A total of 85 species of gut micro-organism were associated with Parkinson's disease, where each was either increased or decreased in the Parkinson's patient but stable in a healthy patient. In addition to the associations uncovered in the study, Wallen et al established a connection between changes in gut bacteria and a person's response to Parkinson's medication, with some observation of how the medication can influence how fast the disease progresses. For example, a certain bacterium was increased in a Parkinson's patient which was responsible for the breakdown of medication; in this case levodopa, prior to absorption from the gut to the blood stream. This was thought to contribute to a reduced effectiveness of some medication used to treat Parkinson's disease.
Another key area identified was the change in the level of tyrosine. This substance is a molecule that is required to create dopamine, which is the hormone required for movement and for memory. Some of the other types of bacteria that were increased are those that would break tyrosine down before it is absorbed from the diet, thus causing a decrease in the body's ability to make dopamine, which is already present at much lower levels in people with Parkinson's disease.
Other bacteria found were those that help gut agility and the movement of food through the body. The bacteria in short supply, again, were those that were required for a bodily process; in this case, movement through the gut. Therefore, Wallen et al observed that this lack of essential bacteria in the microbiome of a person with Parkinson's may explain why constipation is so common in this patient cohort. Similarly, other bacteria that help to provide neuroprotection were also in short supply in those with Parkinson's disease, suggesting that these bacteria may be linked directly to the cause of the process of neurodegeneration.
Potential ways forward
It is possible that the use of B vitamin therapy may help to address these deficiencies, restoring the barrier and treat Parkinson's disease, though experts warn that these data are too premature to warrant any such therapeutic interventions or changes to clinical practice at present (Nagoya University, 2024).

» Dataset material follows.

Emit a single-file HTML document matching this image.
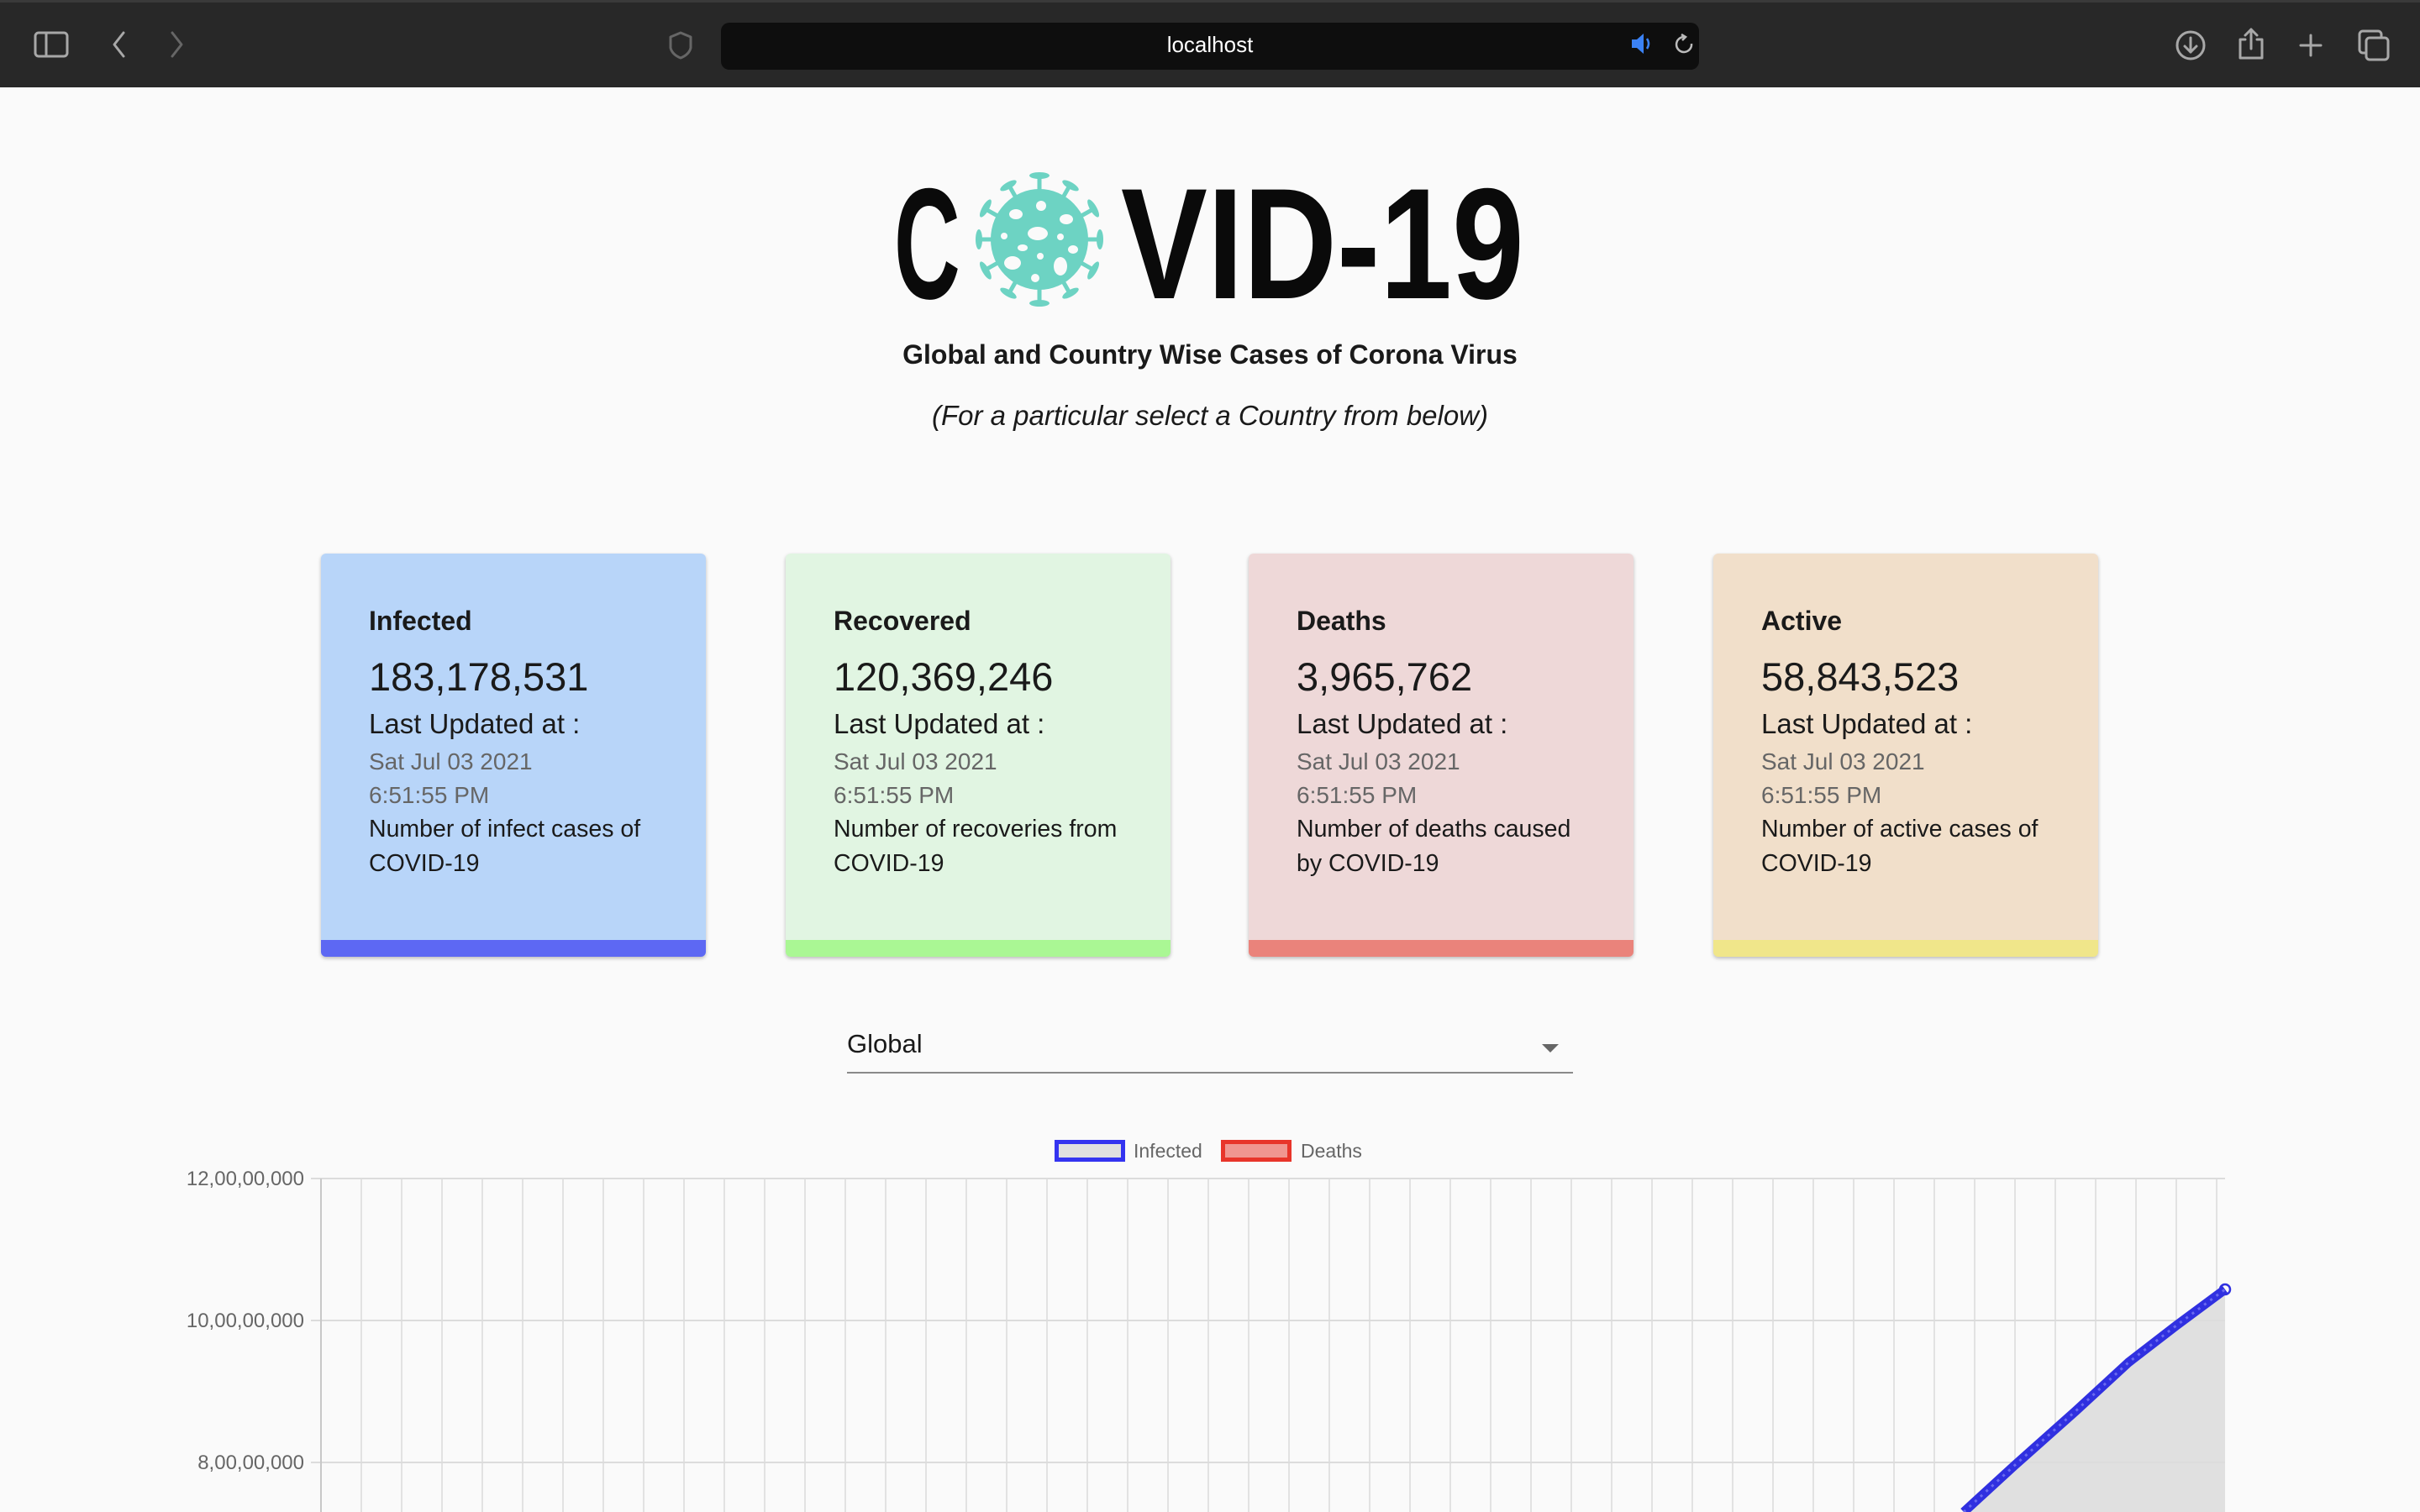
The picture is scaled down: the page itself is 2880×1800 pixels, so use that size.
<!DOCTYPE html>
<html><head><meta charset="utf-8">
<style>
*{margin:0;padding:0;box-sizing:border-box}
html,body{width:2880px;height:1800px;overflow:hidden;background:#fafafa;font-family:"Liberation Sans",sans-serif;color:#1a1a1a}
.bar{position:absolute;left:0;top:0;width:2880px;height:104px;background:#282828;border-top:3px solid #3a3a3a}
.url{position:absolute;left:858px;top:24px;width:1164px;height:56px;background:#0e0e0e;border-radius:10px;color:#fff;font-size:26px;text-align:center;line-height:52px}
.abs{position:absolute}
.card{position:absolute;top:659px;width:458px;height:480px;border-radius:6px;overflow:hidden;box-shadow:0 2px 4px rgba(0,0,0,.25)}
.card .b{position:absolute;left:0;bottom:0;width:100%;height:20px}
.card div.t{position:absolute;left:57px;white-space:nowrap}
.ti{font-size:32px;font-weight:bold;top:62px}
.nu{font-size:47px;top:119px}
.lu{font-size:33px;top:184px}
.d1{font-size:28px;color:#666;top:232px}
.d2{font-size:28px;color:#666;top:272px}
.s1{font-size:28.5px;top:312px}
.s2{font-size:28.5px;top:353px}
.yl{position:absolute;font-size:24px;color:#666;right:2518px;white-space:nowrap}
</style></head><body>
<div class="bar">
<svg class="abs" style="left:0;top:0" width="2880" height="104" fill="none" stroke="#a8a8a8" stroke-width="3" stroke-linecap="round" stroke-linejoin="round">
<rect x="42" y="36" width="38" height="28" rx="4"/><line x1="55" y1="36" x2="55" y2="64"/>
<polyline points="147,36 136,50 147,64"/>
<polyline points="205,36 216,50 205,64" stroke="#666"/>
<path d="M810 36 L822 41 L822 54 Q820 62 810 66 Q800 62 798 54 L798 41 Z" stroke="#666"/>
<circle cx="2607" cy="51" r="16"/><polyline points="2607,42 2607,59"/><polyline points="2600,52 2607,59 2614,52"/>
<path d="M2672 44 L2666 44 L2666 66 L2692 66 L2692 44 L2686 44"/><polyline points="2679,32 2679,55"/><polyline points="2672,39 2679,32 2686,39"/>
<line x1="2738" y1="51" x2="2762" y2="51"/><line x1="2750" y1="39" x2="2750" y2="63"/>
<rect x="2808" y="34" width="26" height="26" rx="4"/><rect x="2816" y="42" width="26" height="26" rx="4" fill="#282828"/>
</svg>
<div class="url">localhost</div>
<svg class="abs" style="left:1938px;top:34px" width="80" height="30"><path d="M4 10h6l8-7v24l-8-7H4z" fill="#3b82f6"/><path d="M22 9q4 6 0 12" stroke="#3b82f6" stroke-width="2.5" fill="none"/><path d="M67 7a9 9 0 1 0 8 8" stroke="#bbb" stroke-width="2.5" fill="none"/><path d="M63 4l5 3-4 4" stroke="#bbb" stroke-width="2.5" fill="none"/></svg>
</div>

<!-- Logo -->
<div class="abs" style="left:1064px;top:180px;font-size:188px;font-weight:bold;color:#0a0a0a;transform:scaleX(.58);transform-origin:left top;line-height:220px">C</div>
<div class="abs" style="left:1334px;top:180px;font-size:188px;font-weight:bold;color:#0a0a0a;transform:scaleX(.82);transform-origin:left top;line-height:220px;white-space:nowrap">VID-19</div>
<svg class="abs" style="left:1157px;top:203px" width="160" height="164" viewBox="-80 -82 160 164">
<g fill="#6dd3c3" stroke="#6dd3c3">
<g stroke-width="5">
<line x1="0" y1="0" x2="0" y2="-74"/><line x1="0" y1="0" x2="0" y2="74"/><line x1="0" y1="0" x2="-70" y2="0"/><line x1="0" y1="0" x2="70" y2="0"/>
<line x1="0" y1="0" x2="36" y2="-64"/><line x1="0" y1="0" x2="-36" y2="-64"/><line x1="0" y1="0" x2="36" y2="64"/><line x1="0" y1="0" x2="-36" y2="64"/>
<line x1="0" y1="0" x2="64" y2="-36"/><line x1="0" y1="0" x2="-64" y2="-36"/><line x1="0" y1="0" x2="64" y2="36"/><line x1="0" y1="0" x2="-64" y2="36"/>
</g>
<g stroke="none">
<ellipse cx="0" cy="-76" rx="12" ry="4"/><ellipse cx="0" cy="76" rx="12" ry="4"/><ellipse cx="-72" cy="0" rx="4" ry="12"/><ellipse cx="72" cy="0" rx="4" ry="12"/>
<ellipse transform="rotate(30) translate(0,-74)" rx="11" ry="4"/><ellipse transform="rotate(-30) translate(0,-74)" rx="11" ry="4"/>
<ellipse transform="rotate(150) translate(0,-74)" rx="11" ry="4"/><ellipse transform="rotate(-150) translate(0,-74)" rx="11" ry="4"/>
<ellipse transform="rotate(60) translate(0,-74)" rx="12" ry="4"/><ellipse transform="rotate(-60) translate(0,-74)" rx="12" ry="4"/>
<ellipse transform="rotate(120) translate(0,-74)" rx="12" ry="4"/><ellipse transform="rotate(-120) translate(0,-74)" rx="12" ry="4"/>
<ellipse cx="0" cy="0" rx="58" ry="60"/>
</g>
<g fill="#fafafa" stroke="none">
<ellipse cx="2" cy="-40" rx="6" ry="6"/><ellipse cx="-28" cy="-30" rx="8" ry="6"/><ellipse cx="32" cy="-24" rx="8" ry="6"/>
<ellipse cx="-2" cy="-7" rx="12" ry="8"/><ellipse cx="-42" cy="-4" rx="4" ry="4"/><ellipse cx="25" cy="-3" rx="4" ry="4"/>
<ellipse cx="-20" cy="10" rx="6" ry="4"/><ellipse cx="40" cy="12" rx="6" ry="5"/><ellipse cx="1" cy="20" rx="4" ry="4"/>
<ellipse cx="-32" cy="28" rx="10" ry="8"/><ellipse cx="25" cy="32" rx="8" ry="11"/><ellipse cx="-5" cy="46" rx="5" ry="5"/>
</g></g></svg>

<div class="abs" style="left:0;width:2880px;top:404px;text-align:center;font-size:32px;font-weight:bold">Global and Country Wise Cases of Corona Virus</div>
<div class="abs" style="left:0;width:2880px;top:476px;text-align:center;font-size:33px;font-style:italic">(For a particular select a Country from below)</div>

<div class="card" style="left:382px;background:#b8d5f9"><div class="t ti">Infected</div><div class="t nu">183,178,531</div><div class="t lu">Last Updated at :</div><div class="t d1">Sat Jul 03 2021</div><div class="t d2">6:51:55 PM</div><div class="t s1">Number of infect cases of</div><div class="t s2">COVID-19</div><div class="b" style="background:#5d68f3"></div></div>
<div class="card" style="left:935px;background:#e1f5e2"><div class="t ti">Recovered</div><div class="t nu">120,369,246</div><div class="t lu">Last Updated at :</div><div class="t d1">Sat Jul 03 2021</div><div class="t d2">6:51:55 PM</div><div class="t s1">Number of recoveries from</div><div class="t s2">COVID-19</div><div class="b" style="background:#aaf794"></div></div>
<div class="card" style="left:1486px;background:#eed8d8"><div class="t ti">Deaths</div><div class="t nu">3,965,762</div><div class="t lu">Last Updated at :</div><div class="t d1">Sat Jul 03 2021</div><div class="t d2">6:51:55 PM</div><div class="t s1">Number of deaths caused</div><div class="t s2">by COVID-19</div><div class="b" style="background:#ea837b"></div></div>
<div class="card" style="left:2039px;background:#f1dfca"><div class="t ti">Active</div><div class="t nu">58,843,523</div><div class="t lu">Last Updated at :</div><div class="t d1">Sat Jul 03 2021</div><div class="t d2">6:51:55 PM</div><div class="t s1">Number of active cases of</div><div class="t s2">COVID-19</div><div class="b" style="background:#f0e68a"></div></div>

<div class="abs" style="left:1008px;top:1225px;font-size:31px">Global</div>
<div class="abs" style="left:1835px;top:1243px;width:0;height:0;border-left:10px solid transparent;border-right:10px solid transparent;border-top:10px solid #666"></div>
<div class="abs" style="left:1008px;top:1276px;width:864px;height:2px;background:#8a8a8a"></div>

<div class="abs" style="left:1255px;top:1357px;width:84px;height:26px;border:5px solid #3434f0;background:#e0e0e0"></div>
<div class="abs" style="left:1349px;top:1357px;font-size:23px;color:#666">Infected</div>
<div class="abs" style="left:1453px;top:1357px;width:84px;height:26px;border:5px solid #e8352a;background:#f09690"></div>
<div class="abs" style="left:1548px;top:1357px;font-size:23px;color:#666">Deaths</div>

<div class="yl" style="top:1390px">12,00,00,000</div>
<div class="yl" style="top:1559px">10,00,00,000</div>
<div class="yl" style="top:1728px">8,00,00,000</div>

<svg class="abs" style="left:0;top:0" width="2880" height="1800">
<defs><pattern id="v" x="381" y="0" width="48" height="1800" patternUnits="userSpaceOnUse"><rect x="0" y="0" width="2" height="1800" fill="#e2e2e2"/></pattern></defs>
<rect x="381" y="1403" width="2258" height="397" fill="url(#v)"/>
<polygon points="2337,1800 2397,1745 2470,1680 2533,1622 2590,1578 2648,1535 2648,1800" fill="#e0e0e0"/>
<g stroke="#dcdcdc" stroke-width="2">
<line x1="370" y1="1403" x2="2648" y2="1403"/><line x1="370" y1="1572" x2="2648" y2="1572"/><line x1="370" y1="1741" x2="2648" y2="1741"/>
</g>
<rect x="381" y="1403" width="2" height="397" fill="#c8c8c8"/>
<polyline points="2337,1800 2397,1745 2470,1680 2533,1622 2590,1578 2648,1535" fill="none" stroke="#3030e0" stroke-width="11" stroke-linejoin="round"/>
<polyline points="2337,1800 2397,1745 2470,1680 2533,1622 2590,1578 2648,1535" fill="none" stroke="#6a6af0" stroke-width="3" stroke-dasharray="3 6"/>
<circle cx="2648" cy="1535" r="6" fill="none" stroke="#3030e0" stroke-width="2.5"/>
</svg>
</body></html>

Following the Wallen et al (2022) study, the American Parkinson Disease Association (APDA) (2023) discussed whether altering the microbiome could be helpful to those living with Parkinson's disease. They discussed the notion of taking probiotics, which have been shown to help with constipation, which is a very common problem experienced by people with Parkinson's disease.
They also raised the idea of antibiotics, but noted that this may be a harmful approach as plenty of good bacteria can be destroyed along with the targeted bacteria, due to the broad spectrum nature of antibiotics. They also brought up the potential use of faecal transplantation, which is a technique where the faecal matter from a healthy person being is transplanted into the gut of a person with Parkinson's disease, in order to change the microbiome to include the healthy bacteria needed. However, this remains a hypothesis that is worth exploring in current and future research.
It is becoming increasingly evident that the gut-first analogy of Parkinson's disease is valid, and new avenues for battling the disease and preventing it altogether can therefore be sought through numerous studies that can now focus on the effect of certain bacterium, and whether dietary changes and other changes to the microbiome can impact on formation of and progression of Parkinson's disease.